Task requirements >> Only the pictures are omitted; repeat all other data exactly.

Given information >>
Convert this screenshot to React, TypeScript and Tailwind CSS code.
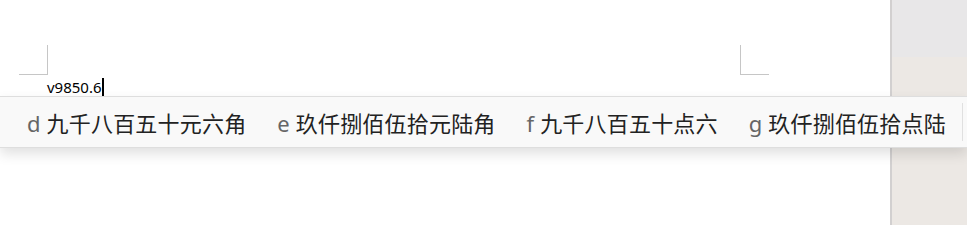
const candidates = [
  { key: 'd', text: '九千八百五十元六角' },
  { key: 'e', text: '玖仟捌佰伍拾元陆角' },
  { key: 'f', text: '九千八百五十点六' },
  { key: 'g', text: '玖仟捌佰伍拾点陆' },
];

const CandidateBar = () => (
  <div className="absolute left-0 right-0 top-[96px] h-[52px] border-y border-[#dedede] bg-[#f9f9f9] shadow-[0_6px_12px_rgba(0,0,0,0.12)]">
    <div className="flex h-full items-center pl-[27px] gap-[31px]">
      {candidates.map(c => (
        <div key={c.key} className="flex items-baseline gap-[6px] text-[22px] leading-none">
          <span className="text-[#666] font-['Noto_Sans',sans-serif]">{c.key}</span>
          <span className="text-[#222] tracking-[0.2px] font-['Noto_Sans_CJK_SC',sans-serif]">{c.text}</span>
        </div>
      ))}
    </div>
    {/* separator */}
    <div className="absolute right-[4px] top-[6px] bottom-[6px] w-px bg-[#e0e0e0]"></div>
  </div>
);

export default function App() {
  return (
    <div className="relative flex h-[225px] w-[967px] overflow-hidden bg-white">
      {/* document page */}
      <div className="w-[890px] shrink-0 bg-white pt-[45px]">
        <div className="flex justify-between pl-[19px] pr-[121px]">
          <div className="h-[30px] w-[29px] border-b border-r border-[#c6c6c6]"></div>
          <div className="h-[30px] w-[29px] border-b border-l border-[#c6c6c6]"></div>
        </div>
        <div className="flex items-end pl-[47px] pt-[2px] h-[22px]">
          <span className="border-b border-dotted border-black text-[15px] leading-[18px] text-black font-['Noto_Sans',sans-serif]">
            v9850.6
          </span>
          <span className="mb-[-1px] h-[20px] w-[2px] bg-black"></span>
        </div>
      </div>
      {/* right gray area */}
      <div className="flex flex-1 flex-col border-l-2 border-[#d2d0d0]">
        <div className="h-[57px] bg-[#e8e7e8]"></div>
        <div className="flex-1 bg-[#ece8e4]"></div>
      </div>
      <CandidateBar />
    </div>
  );
}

Answer to this task >>
Convert this screenshot to React, TypeScript and Tailwind CSS code.
const candidates = [
  { key: 'd', text: '九千八百五十元六角' },
  { key: 'e', text: '玖仟捌佰伍拾元陆角' },
  { key: 'f', text: '九千八百五十点六' },
  { key: 'g', text: '玖仟捌佰伍拾点陆' },
];

const CandidateBar = () => (
  <div className="absolute left-0 right-0 top-[96px] h-[52px] border-y border-[#dedede] bg-[#f9f9f9] shadow-[0_6px_12px_rgba(0,0,0,0.12)]">
    <div className="flex h-full items-center pl-[27px] gap-[31px]">
      {candidates.map(c => (
        <div key={c.key} className="flex items-baseline gap-[6px] text-[22px] leading-none">
          <span className="text-[#666] font-['Noto_Sans',sans-serif]">{c.key}</span>
          <span className="text-[#222] tracking-[0.2px] font-['Noto_Sans_CJK_SC',sans-serif]">{c.text}</span>
        </div>
      ))}
    </div>
    {/* separator */}
    <div className="absolute right-[4px] top-[6px] bottom-[6px] w-px bg-[#e0e0e0]"></div>
  </div>
);

export default function App() {
  return (
    <div className="relative flex h-[225px] w-[967px] overflow-hidden bg-white">
      {/* document page */}
      <div className="w-[890px] shrink-0 bg-white pt-[45px]">
        <div className="flex justify-between pl-[19px] pr-[121px]">
          <div className="h-[30px] w-[29px] border-b border-r border-[#c6c6c6]"></div>
          <div className="h-[30px] w-[29px] border-b border-l border-[#c6c6c6]"></div>
        </div>
        <div className="flex items-end pl-[47px] pt-[2px] h-[22px]">
          <span className="border-b border-dotted border-black text-[15px] leading-[18px] text-black font-['Noto_Sans',sans-serif]">
            v9850.6
          </span>
          <span className="mb-[-1px] h-[20px] w-[2px] bg-black"></span>
        </div>
      </div>
      {/* right gray area */}
      <div className="flex flex-1 flex-col border-l-2 border-[#d2d0d0]">
        <div className="h-[57px] bg-[#e8e7e8]"></div>
        <div className="flex-1 bg-[#ece8e4]"></div>
      </div>
      <CandidateBar />
    </div>
  );
}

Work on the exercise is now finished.